Nobody is more proud of the sisters than their parents, Floyd and Bonnie.

The couple moved to Kansas City about two years ago, when Floyd suffered a major stroke during a visit to see the kids and their older sister, Steph. It left him in a wheelchair, unable to walk or speak, and Liz has taken it upon herself to help her mother care for him. One of their biggest challenges is transportation, and Liz’s birthday wish was to raise enough money through a GoFundMe account to purchase a van with wheelchair access.

“He was and still is Katie’s biggest fan,” Liz explains, “but he was always so proud to communicate that to everybody, always wore San Francisco gear in public so people would approach him, and they’d ask about it. So it’s been hard for him since he can’t communicate. He can’t speak. But I feel like this TV commercial she’s now on, telling her story, in a way it speaks for my dad. He’s so proud to be able to watch that.”

After much discussion, Floyd and Bonnie decided to stay in Kansas City — surrounded by Chiefs fans — to watch the Super Bowl next weekend. But there will be plenty of family support in Miami: Liz will be there with her girlfriend, and Steph will be there with her husband, who coincidentally grew up cheering for the Niners.

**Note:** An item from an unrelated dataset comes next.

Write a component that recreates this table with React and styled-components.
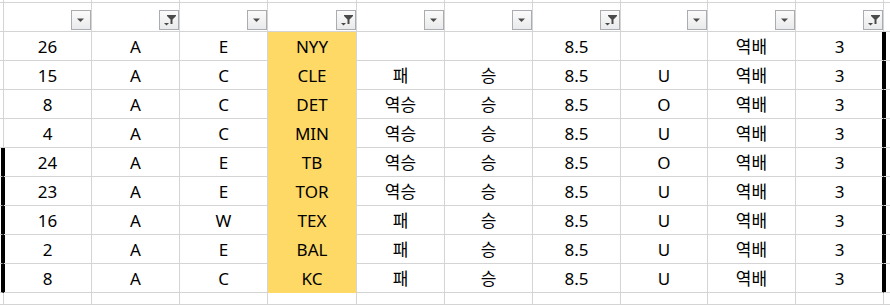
import React from "react";
import styled, { createGlobalStyle } from "styled-components";

const GlobalStyle = createGlobalStyle`
  html, body {
    margin: 0;
    padding: 0;
    background: #fff;
  }
  body {
    font-family: "Noto Sans", "Noto Sans CJK KR", sans-serif;
    overflow: hidden;
  }
`;

const GRID = "#d4d4d4";
const YELLOW = "#ffd966";
const WIDTHS = [88, 88, 88, 89, 88, 88, 88, 87, 88, 88];

const FILTERED = [false, true, false, true, false, false, true, false, false, true];

const ROWS = [
  ["26", "A", "E", "NYY", "", "", "8.5", "", "역배", "3"],
  ["15", "A", "C", "CLE", "패", "승", "8.5", "U", "역배", "3"],
  ["8", "A", "C", "DET", "역승", "승", "8.5", "O", "역배", "3"],
  ["4", "A", "C", "MIN", "역승", "승", "8.5", "U", "역배", "3"],
  ["24", "A", "E", "TB", "역승", "승", "8.5", "O", "역배", "3"],
  ["23", "A", "E", "TOR", "역승", "승", "8.5", "U", "역배", "3"],
  ["16", "A", "W", "TEX", "패", "승", "8.5", "U", "역배", "3"],
  ["2", "A", "E", "BAL", "패", "승", "8.5", "U", "역배", "3"],
  ["8", "A", "C", "KC", "패", "승", "8.5", "U", "역배", "3"],
];

const Sheet = styled.div`
  display: grid;
  grid-template-columns: 5px ${WIDTHS.map((w) => w + "px").join(" ")} 1fr;
  grid-template-rows: 3px 29px repeat(9, 29px) 1fr;
  width: 891px;
  height: 305px;
  margin-left: -1px;
`;

const Cell = styled.div`
  box-sizing: border-box;
  border-right: 1px solid ${(p) => (p.$rightBlack ? "#000" : GRID)};
  border-bottom: 1px solid ${(p) => (p.$fill ? p.$fill : GRID)};
  background: ${(p) => p.$fill || "#fff"};
  display: flex;
  align-items: center;
  justify-content: center;
  font-size: 17px;
  color: #000;
  line-height: 1;
  padding-top: 1px;
  box-shadow: ${(p) => p.$shadow || "none"};
`;

const Stub = styled.div`
  box-sizing: border-box;
  border-right: ${(p) => (p.$black ? "3px solid #000" : `1px solid ${GRID}`)};
  border-bottom: 1px solid ${GRID};
`;

const Tail = styled.div`
  box-sizing: border-box;
  border-bottom: 1px solid ${GRID};
  box-shadow: ${(p) => (p.$black ? "inset 2px 0 0 #000" : "none")};
`;

const HeaderCell = styled.div`
  box-sizing: border-box;
  border-right: 1px solid ${GRID};
  border-bottom: 1px solid ${GRID};
  display: flex;
  align-items: flex-end;
  justify-content: flex-end;
  padding: 0 0 1px 0;
`;

const FilterButton = styled.div`
  box-sizing: border-box;
  width: 20px;
  height: 20px;
  border: 1px solid #a9acb0;
  background: linear-gradient(#fbfbfb, #e9eaeb);
  display: flex;
  align-items: center;
  justify-content: center;
`;

const ArrowIcon = () => (
  <svg width="18" height="18" viewBox="0 0 18 18">
    <path d="M5 7.5 H12 L8.5 11 Z" fill="#4a4a4a" />
  </svg>
);

const FunnelIcon = () => (
  <svg width="18" height="18" viewBox="0 0 18 18">
    <path d="M7 4 H16 V5 L12.5 8.5 V13 H10.5 V8.5 L7 5 Z" fill="#4a4a4a" />
    <path d="M4 12 H9 L6.5 14.5 Z" fill="#4a4a4a" />
  </svg>
);

const App = () => (
  <>
    <GlobalStyle />
    <Sheet>
      <Stub />
      {WIDTHS.map((_, i) => (
        <Stub key={"top" + i} />
      ))}
      <Tail />

      <Stub />
      {FILTERED.map((f, i) => (
        <HeaderCell key={"h" + i}>
          <FilterButton>{f ? <FunnelIcon /> : <ArrowIcon />}</FilterButton>
        </HeaderCell>
      ))}
      <Tail />

      {ROWS.map((row, r) => {
        const leftBlack = r >= 4;
        return (
          <React.Fragment key={"r" + r}>
            <Stub $black={leftBlack} />
            {row.map((v, c) => (
              <Cell
                key={c}
                $fill={c === 3 ? YELLOW : null}
                $rightBlack={c === 9}
                $shadow={
                  c === 0 && leftBlack
                    ? "inset 1px 0 0 #000"
                    : c === 9
                    ? "inset -1px 0 0 #000"
                    : null
                }
              >
                {v}
              </Cell>
            ))}
            <Tail $black />
          </React.Fragment>
        );
      })}

      <Stub />
      {WIDTHS.map((_, i) => (
        <Cell key={"b" + i} />
      ))}
      <Tail />
    </Sheet>
  </>
);

export default App;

Meanwhile, back in Hesston, a few thousand people who usually spend their Sundays cheering for the Chiefs will have to decide where their allegiances lie. Do they root for the local franchise, making its first trip to the Super Bowl in 50 years, or do they root for the hometown kid who has proved that women have a place in professional football?

“I’ll be cheering for the same team Joe Montana said he’s cheering for,” Torgerson says with a smile. “The red team.”